Brownlow expanded the film to its current 5-1/2 hour running time utilizing footage from the Gance epic previously unrestored in English versions that was rediscovered in Corsica by American Bambi Ballard. Ballard discovered the high-quality footage while working on a French-language restoration of Napoléon for La Cinémathèque française. The abbreviated 35mm Corsican print is said to be of excellent quality, and now resides in the archives of La Cinémathèque française in Paris. In addition, Brownlow says nearly all of the FIAF member archives contributed at least a single shot that could be found nowhere else to the new restoration. Altogether, 35 minutes of material has been added to the 1980 restoration and all footage that was optically blown-up from a surviving 17.5mm reduction print has been replaced by 35mm footage of excellent quality. An estimated 50 minutes of footage from the original 1927 release remains lost.

Previous English-language editions of the film compiled by Kevin Brownlow include his 1980 restoration, which included Davis’ original music score, and the 1981 American rerelease of the film based on Brownlow’s work, produced by Francis Ford Coppola’s Zoetrope Studios (which was shorter in length than Brownlow’s 1980 version due to Coppola-supervised editing), which featured an original music score by Carmine Coppola. Brownlow also produced another restoration that premiered in 1983.

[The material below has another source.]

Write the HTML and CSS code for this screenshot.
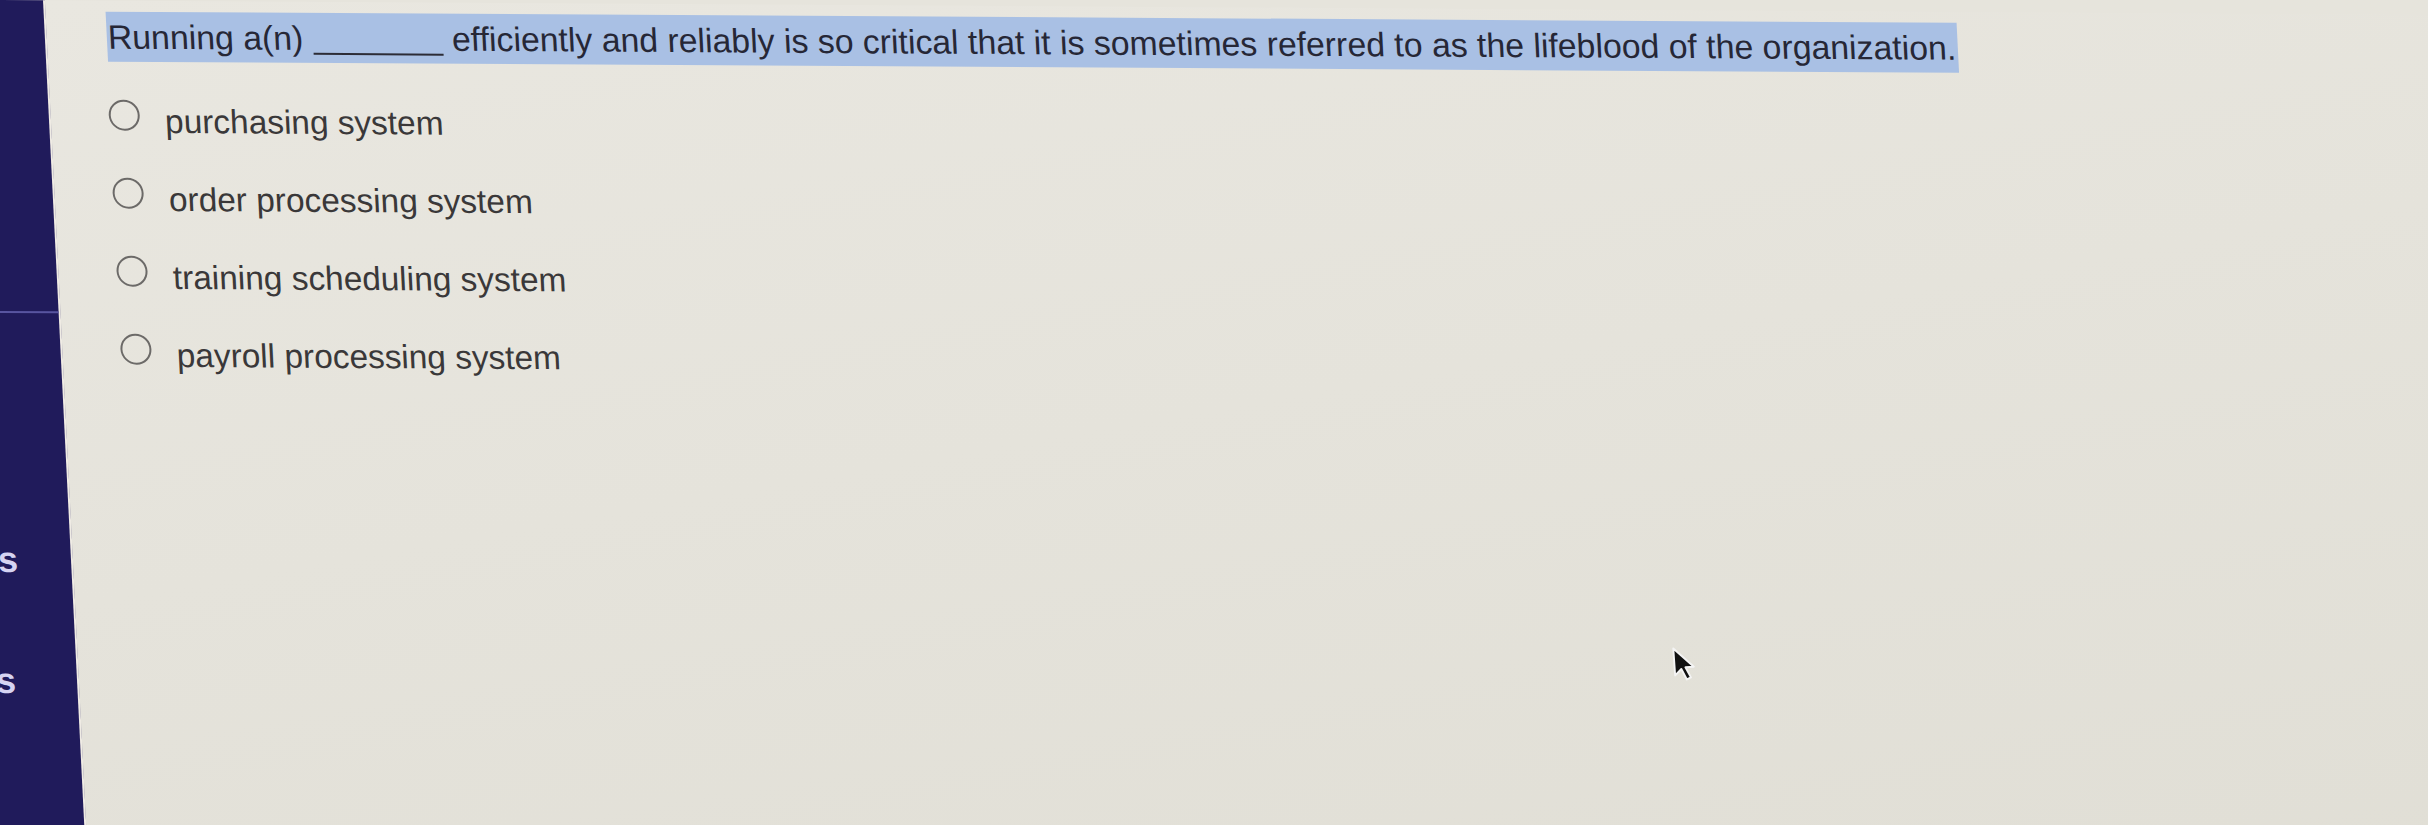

The 2000 restoration of Napoléon includes the most-complete edition of the film seen by audiences since the late 1920s. It includes improved image quality from the ‘superior’ Cinémathèque française footage, and all-new authentic process dye bath color tints and toning by Joao Oliveira of the National Film and Television Archive of the British Film Institute, who painstakingly reproduced the original Pathé tint and toning processes in equipment he built himself. More than half of the 2000 restoration has been color tinted and toned, with the balance of the footage presented in black & white. The English-language intertitles were entirely redone for the new edition. English intertitles were corrected and retranslated from the French. The new intertitles were typographically-matched to the original French intertitles, reset by computer in the matching typefont, and then imaged to filmstock. The restoration was made possible largely through the financial support of the Eric Anker-Petersen Charity, a Danish trust.

At present, there are no plans known to present the expanded Napoléon in the United States. Coppola’s exclusive contract protecting his 1981 version prevents Brownlow from showing his 1980 version in American theaters or from releasing that edition on home video in the US. We do not know whether Coppola’s contract will either limit or totally prevent any presentations of the 2000 restoration in the United States. But we, here and now, begin lobbying for someone to make this restoration available to American audiences (on a roadshow basis?), with the Carl Davis music score accompanying the film and the three-panel triptych finale shown as intended.